Friday, December 26, 2008

Film Review: My Blueberry Nights


A previous version of this review appeared in the Horace Mann Record Vol. 105 Issue 30 (May 16, 2008).
It’s not quite summer yet; we haven’t yet been inundated by movies. Although there have been some excellent films so far this year (4 Months, 3 Weeks & 2 Days and U2 3D come to mind), as well as a fair share of disappointments (e.g. Be Kind Rewind), one film stands out.

My Blueberry Nights, which opened in New York a few weeks ago, is Hong Kong auteur Wong Kar Wai’s first English-language film. It’s a road movie starring Jude Law, Natalie Portman, Rachel Weisz, and pop singer Norah Jones in her onscreen debut. Although in terms of plot the film is not particularly interesting, stylistically it’s no less captivating than the past films of Wong Kar Wai, who is known for ineffably gorgeous visuals. His films tend to be about outsiders and their idiosyncratic approaches to urban life. His inimitable style defies verbal description: just about every filmmaker in the world cowered in jealousy upon his or her first exposure to a Wong Kar Wai film.

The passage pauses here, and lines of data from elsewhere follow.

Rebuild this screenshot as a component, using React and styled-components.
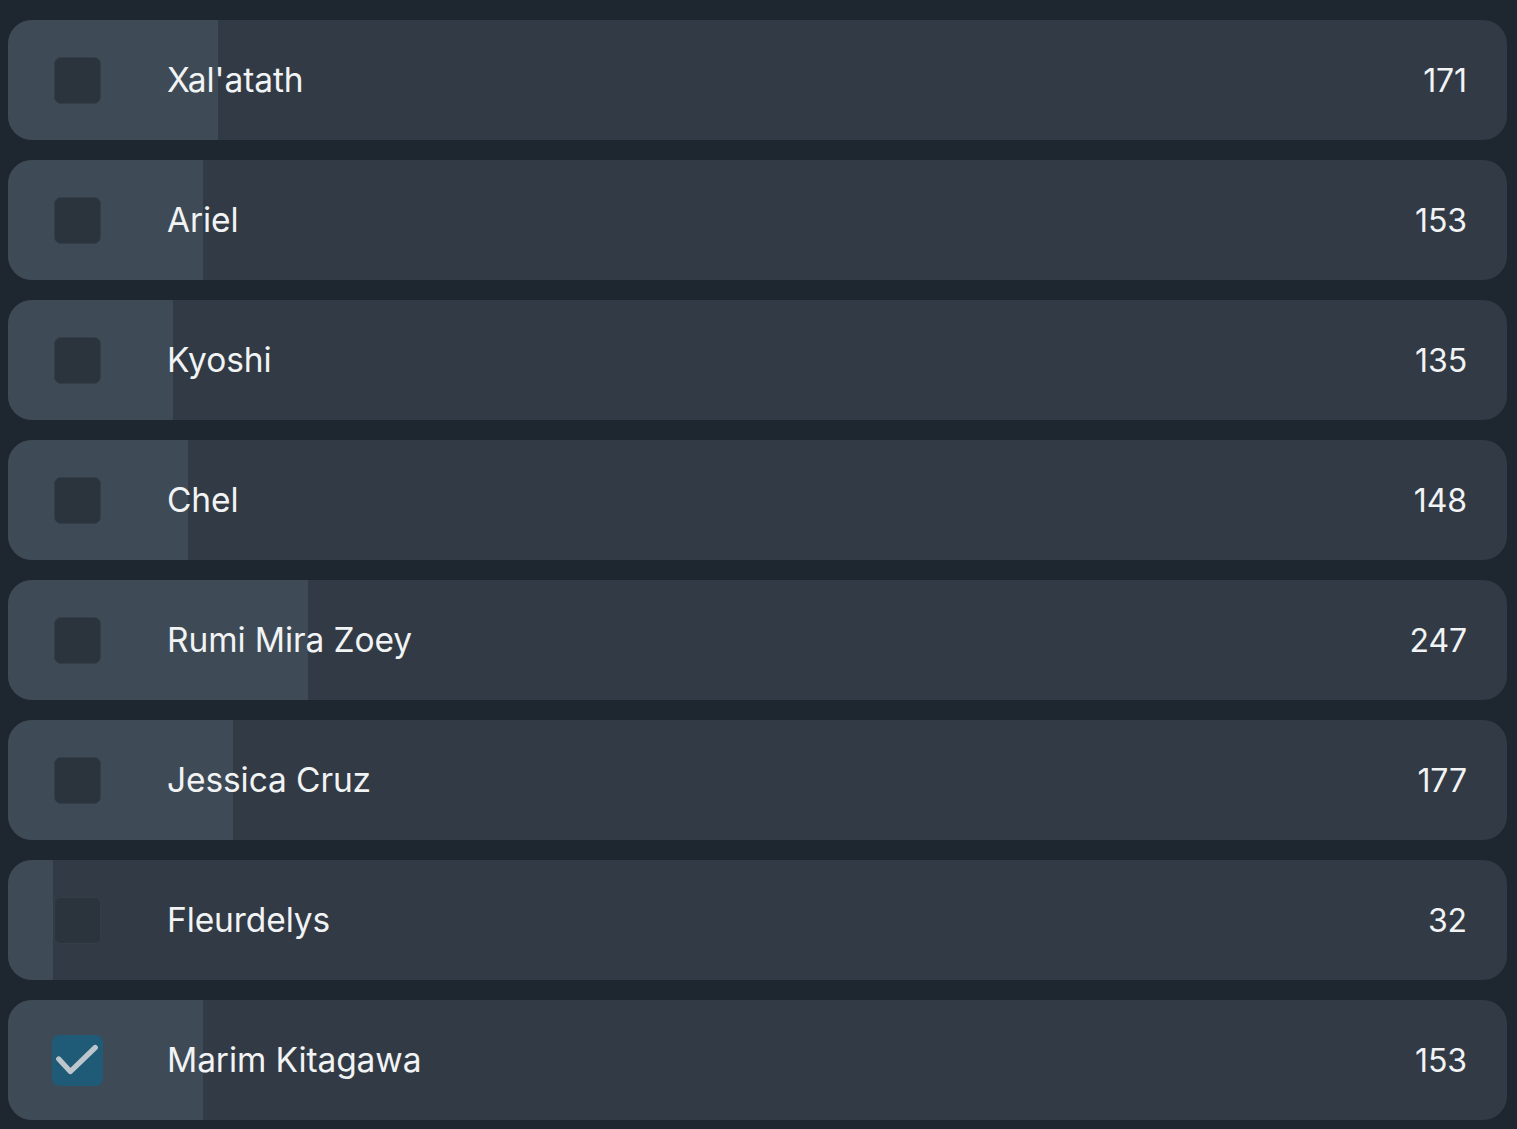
import React from "react";
import styled, { createGlobalStyle } from "styled-components";

const Global = createGlobalStyle`
  html, body { margin: 0; padding: 0; background: #1e2630; }
  body { font-family: Inter, "Noto Sans", sans-serif; }
`;

const List = styled.div`
  display: flex;
  flex-direction: column;
  gap: 20px;
  padding: 20px 10px 10px 8px;
`;

const Row = styled.div`
  position: relative;
  height: 120px;
  border-radius: 24px;
  background: #323b45;
  overflow: hidden;
  display: flex;
  align-items: center;
  padding: 0 40px 0 46px;
`;

const Fill = styled.div`
  position: absolute;
  left: 0;
  top: 0;
  bottom: 0;
  background: #3e4b56;
`;

const Box = styled.span`
  position: relative;
  box-sizing: border-box;
  width: ${(p) => (p.$checked ? "51px" : "47px")};
  height: ${(p) => (p.$checked ? "51px" : "47px")};
  margin: 0 ${(p) => (p.$checked ? "-2px" : "0")};
  border-radius: 7px;
  background: ${(p) => (p.$checked ? "#1f5a76" : "#2b333c")};
  border: 1px solid ${(p) => (p.$checked ? "#1f5a76" : "#343e48")};
  display: flex;
  align-items: center;
  justify-content: center;
  flex-shrink: 0;
`;

const Name = styled.span`
  position: relative;
  margin-left: 66px;
  flex: 1;
  color: #f1f3f4;
  font-size: 33.5px;
  letter-spacing: -0.1px;
`;

const Count = styled.span`
  position: relative;
  color: #f1f3f4;
  font-size: 32px;
  letter-spacing: -0.1px;
`;

const rows = [
  { name: "Xal'atath", count: 171, pct: 14 },
  { name: "Ariel", count: 153, pct: 13 },
  { name: "Kyoshi", count: 135, pct: 11 },
  { name: "Chel", count: 148, pct: 12 },
  { name: "Rumi Mira Zoey", count: 247, pct: 20 },
  { name: "Jessica Cruz", count: 177, pct: 15 },
  { name: "Fleurdelys", count: 32, pct: 3 },
  { name: "Marim Kitagawa", count: 153, pct: 13, checked: true },
];

export default function App() {
  return (
    <>
      <Global />
      <List>
        {rows.map((r) => (
          <Row key={r.name}>
            <Fill style={{ width: `${r.pct}%` }} />
            <Box $checked={r.checked}>
              {r.checked && (
                <svg width="51" height="51" viewBox="0 0 51 51">
                  <polyline
                    points="6,24 18,37 44,12"
                    fill="none"
                    stroke="#bcc6cc"
                    strokeWidth="5.5"
                    strokeLinecap="round"
                    strokeLinejoin="round"
                  />
                </svg>
              )}
            </Box>
            <Name>{r.name}</Name>
            <Count>{r.count}</Count>
          </Row>
        ))}
      </List>
    </>
  );
}
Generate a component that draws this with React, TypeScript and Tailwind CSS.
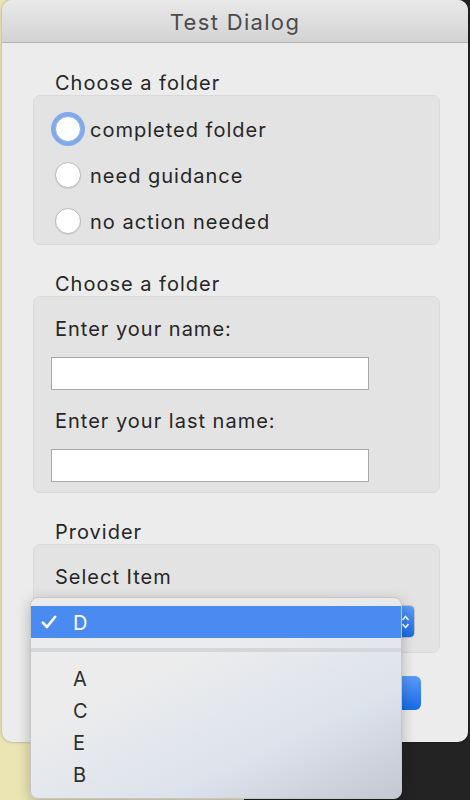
import React from 'react';

const font = { fontFamily: 'Inter, "Noto Sans", sans-serif' };

const Radio: React.FC<{ label: string; focused?: boolean }> = ({ label, focused }) => (
  <label className="flex h-[46px] items-center pl-[21px]">
    <span
      className={`box-border h-[26px] w-[26px] rounded-full bg-white ${
        focused
          ? 'shadow-[0_0_0_4px_#82a9ea] border border-[#8fb0e6]'
          : 'border border-[#b9b9b9] shadow-[0_1px_1px_rgba(0,0,0,0.08)]'
      }`}
    ></span>
    <span className="ml-[9px] pt-[2px] text-[20px] leading-[24px] tracking-[0.05em] text-[#262626]">{label}</span>
  </label>
);

const SectionLabel: React.FC<{ text: string }> = ({ text }) => (
  <div className="pl-[22px] pt-[2px] text-[20px] leading-[24px] tracking-[0.05em] text-[#262626]">{text}</div>
);

const FieldLabel: React.FC<{ text: string }> = ({ text }) => (
  <div className="pl-[21px] pt-[2px] text-[20px] leading-[24px] tracking-[0.05em] text-[#262626]">{text}</div>
);

const Group: React.FC<{ children: React.ReactNode; className?: string }> = ({ children, className }) => (
  <div className={`rounded-[7px] border border-[#dadada] bg-[#e3e3e3] ${className ?? ''}`}>{children}</div>
);

const TextBox: React.FC = () => (
  <div className="ml-[17px] h-[33px] w-[318px] border border-[#a8a8a8] bg-white"></div>
);

export default function App() {
  const menuItems = ['A', 'C', 'E', 'B'];

  return (
    <div
      className="relative h-[800px] w-[470px] overflow-hidden bg-[linear-gradient(to_right,#ebe5b4_52%,#232323_52%)]"
      style={font}
    >
      {/* dark corner behind window top-right */}
      <div className="absolute right-0 top-0 h-[20px] w-[20px] bg-[#232323]"></div>

      {/* dialog window */}
      <div className="relative ml-[2px] flex h-[742px] w-[466px] flex-col overflow-hidden rounded-[10px] bg-[#ececec] shadow-[0_0_3px_rgba(0,0,0,0.35)]">
        <div className="flex h-[43px] shrink-0 items-center justify-center border-b border-[#b4b4b4] bg-[linear-gradient(to_bottom,#e9e9e9,#d3d3d3)]">
          <span className="pt-[2px] text-[22px] leading-[26px] tracking-[0.06em] text-[#4b4b4b]">Test Dialog</span>
        </div>

        <div className="flex flex-col pl-[31px] pr-[28px] pt-[26px]">
          <SectionLabel text="Choose a folder" />
          <Group className="pb-[0px] pt-[10px]">
            <Radio label="completed folder" focused />
            <Radio label="need guidance" />
            <Radio label="no action needed" />
          </Group>

          <div className="h-[25px]"></div>
          <SectionLabel text="Choose a folder" />
          <Group className="pb-[10px] pt-[18px]">
            <FieldLabel text="Enter your name:" />
            <div className="h-[16px]"></div>
            <TextBox />
            <div className="h-[17px]"></div>
            <FieldLabel text="Enter your last name:" />
            <div className="h-[16px]"></div>
            <TextBox />
          </Group>

          <div className="h-[25px]"></div>
          <SectionLabel text="Provider" />
          <Group className="pb-[14px] pt-[18px]">
            <FieldLabel text="Select Item" />
            <div className="h-[16px]"></div>
            <div className="ml-[17px] flex h-[33px] w-[364px] overflow-hidden rounded-[5px] border border-[#c2c2c2] bg-white">
              <span className="flex-1"></span>
              <span className="flex w-[18px] items-center justify-center bg-[linear-gradient(to_bottom,#5d9cf7,#1a6ae6)]">
                <svg width="9" height="18" viewBox="0 0 9 18" fill="none" stroke="white" strokeWidth="1.6">
                  <path d="M1.5 7 L4.5 3.5 L7.5 7" />
                  <path d="M1.5 11 L4.5 14.5 L7.5 11" />
                </svg>
              </span>
            </div>
          </Group>

          <div className="mt-[23px] flex justify-end pr-[19px]">
            <button className="h-[34px] w-[80px] rounded-[6px] bg-[linear-gradient(to_bottom,#5b9bf8,#166ae8)] text-[20px] text-white">
              OK
            </button>
          </div>
        </div>
      </div>

      {/* open popup menu */}
      <div className="absolute left-[30px] top-[597px] h-[202px] w-[372px] rounded-[8px] border border-[#c6c6c6] bg-[linear-gradient(155deg,#ececec_35%,#dde3ec_70%,#c2c7d2_100%)] pb-[7px] pt-[8px] shadow-[0_4px_14px_rgba(0,0,0,0.25)]">
        <div className="flex h-[32px] items-center bg-[#4a8bf2] text-white">
          <svg className="ml-[10px]" width="16" height="14" viewBox="0 0 16 14" fill="none" stroke="white" strokeWidth="2.6" strokeLinecap="round" strokeLinejoin="round">
            <path d="M1.8 7.6 L6 12 L14.2 1.8" />
          </svg>
          <span className="ml-[16px] pt-[2px] text-[20px] leading-[24px]">D</span>
        </div>
        <div className="mt-[10px] h-[4px] bg-[#d5d6d8]"></div>
        <div className="h-[10px]"></div>
        {menuItems.map((item) => (
          <div key={item} className="flex h-[32px] items-center pl-[42px] pt-[2px] text-[20px] leading-[24px] text-[#2e2e2e]">
            {item}
          </div>
        ))}
      </div>
    </div>
  );
}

Norah Jones plays Elizabeth, something of a vagabond who returns to a SoHo café night after night to see if a lost love has returned. In the process she connects with the café owner, Jeremy (Jude Law). Finally giving up, she sets out on a self-searching road trip across America. In Memphis, she takes multiple waitress jobs and gets entangled in a conflict between Sue Lynne (Rachel Weisz) and Arnie (David Strathairn), a cop who descends to alcoholism to distract himself from the reality that his wife Sue Lynne wants to divorce him. In Las Vegas, she encounters Leslie (Natalie Portman), a luckless gambler. They briefly become gambling and traveling companions.

Central to the film is the possibility (or impossibility) of rejuvenation, of overcoming addiction, old habits, and old versions of oneself. In the way that Arnie doesn’t stop drinking, Elizabeth doesn't change much on her odyssey. What she has accomplished, however, is what Wong Kar Wai has described as traversing a distance that, though physically very long, is tiny. Despite how far away she was from Jeremy (Jude Law), the closeness of the bond they formed over their nights of eating leftover blueberry pie hasn’t changed by the time she returns to New York.

Wong Kar Wai may have made quite the journey to the U.S., but, like his characters, he has emerged unfazed: he is very much the same filmmaker he was at home in Hong Kong. Known for his striking ability to evoke the mood of his locations, he makes a great effort here to give the film an authentic feel. He admits that he strongly wanted to make an all-American film; he didn't want it to be from a foreign perspective. Consequently, My Blueberry Nights may feel too low on substance and high on style, even for Wong’s standards. On the other hand, Wong has constructed here some of the most interesting and convincing relationships in his oeuvre to date. Finally being able to see this film nearly a year after its premiere at Cannes, I was joyous. It's like comfort food: easy to take in, but, even if isn't haute cuisine, soul-satisfying.